The legal position is where the law assigns responsibility to an administrative body, such as the National or Regional Houses of Chiefs in this case, to perform a duty such as to advise or to set up committees to assist it in the performance of those functions or delegate part of those functions to the committees, it is enjoined to perform exactly those functions and prohibition will not lie against the body for so acting according to law. Consequently, it is our view that the High Court, Sekondi fell into a grievous error when it exercised its discretion to prohibit the 3rd Respondent from continuing with the enquiry commissioned by the 2nd Respondent. In the words of Selwyn LJ in In re London Marine Insurance Association  LR Ch. App 611 at 614 which we fully endorse:
“it is not the duty of a court of law to find ways in which the object of an Act of the Legislature may be defeated”

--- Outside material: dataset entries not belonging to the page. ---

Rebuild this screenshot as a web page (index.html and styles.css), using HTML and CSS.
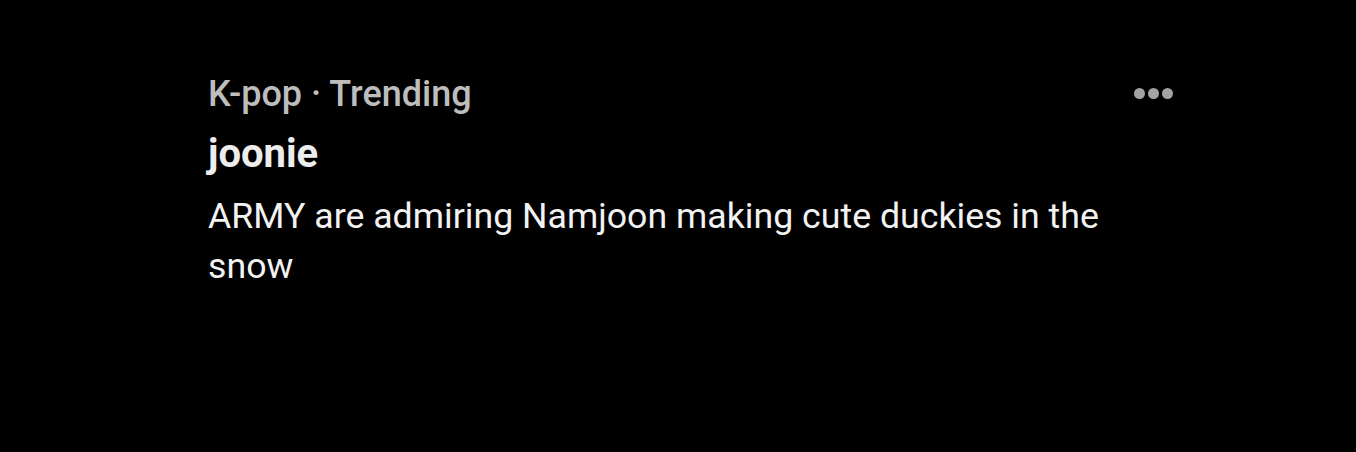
FILE: index.html
```html
<!DOCTYPE html>
<html lang="en">
<head>
<meta charset="utf-8">
<title>Trending</title>
<link rel="stylesheet" href="styles.css">
</head>
<body>
<main class="feed">
  <article class="trend">
    <div class="trend-body">
      <div class="trend-meta">K-pop · Trending</div>
      <h2 class="trend-title">joonie</h2>
      <p class="trend-desc">ARMY are admiring Namjoon making cute duckies in the snow</p>
    </div>
    <button class="trend-more" aria-label="More">
      <span class="dot"></span><span class="dot"></span><span class="dot"></span>
    </button>
  </article>
</main>
</body>
</html>
```

FILE: styles.css
```css
html, body {
  margin: 0;
  padding: 0;
  background: #000;
  height: 100%;
}

body {
  font-family: Roboto, "Noto Sans", sans-serif;
  color: #f0f0f0;
}

.feed {
  padding: 72px 0 0 208px;
  width: 965px;
}

.trend {
  display: flex;
  justify-content: space-between;
  align-items: flex-start;
}

.trend-body {
  width: 920px;
}

.trend-meta {
  font-size: 36px;
  font-weight: 500;
  color: #bdbdbd;
  line-height: 44px;
}

.trend-title {
  margin: 14px 0 0;
  font-size: 40px;
  font-weight: 700;
  color: #ededed;
  line-height: 48px;
}

.trend-desc {
  margin: 13px 0 0;
  font-size: 35.7px;
  font-weight: 400;
  line-height: 50px;
  color: #f2f2f2;
}

.trend-more {
  display: flex;
  gap: 3px;
  margin-top: 16px;
  padding: 0;
  border: 0;
  background: none;
}

.dot {
  width: 11px;
  height: 11px;
  border-radius: 50%;
  background: #a3a3a3;
}
```
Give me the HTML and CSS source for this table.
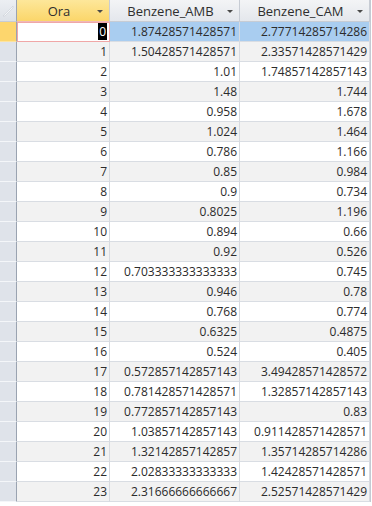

In our view, the Court of Appeal rightly applied the provisions of the Constitution and interpreted rightly the relevant sections of the Chieftaincy Act based on the facts in this case. We also endorse the reasoning of the Court of Appeal on ground ‘e’ on the consideration of the additional grounds filed by the Respondents and wholly adopt the said reasoning. We find no basis to disturb the conclusions reached by the Court of Appeal.
In the results, we find no merit in the appeal and same is dismissed.
N. A. AMEGATCHER
(JUSTICE OF THE SUPREME COURT)
I agree with the conclusion and reasoning of my brother Amegatcher, JSC.
J. V. M. DOTSE
(JUSTICE OF THE SUPREME COURT)
I agree with the conclusion and reasoning of my brother Amegatcher, JSC.
(JUSTICE OF THE SUPREME COURT)
I agree with the conclusion and reasoning of my brother Amegatcher, JSC.
A. A. BENIN
(JUSTICE OF THE SUPREME COURT)
I agree with the conclusion and reasoning of my brother Amegatcher, JSC.
M. A. DORDDIE (MRS.)
(JUSTICE OF THE SUPREME COURT)
VICTOR OWUSU FOR THE APPLICANTS/APPELLANTS.
PHILIP NKRUMAH FOR THE 1ST, 2ND, 3RD RESPONDENTS AND INTERESTED PARTY.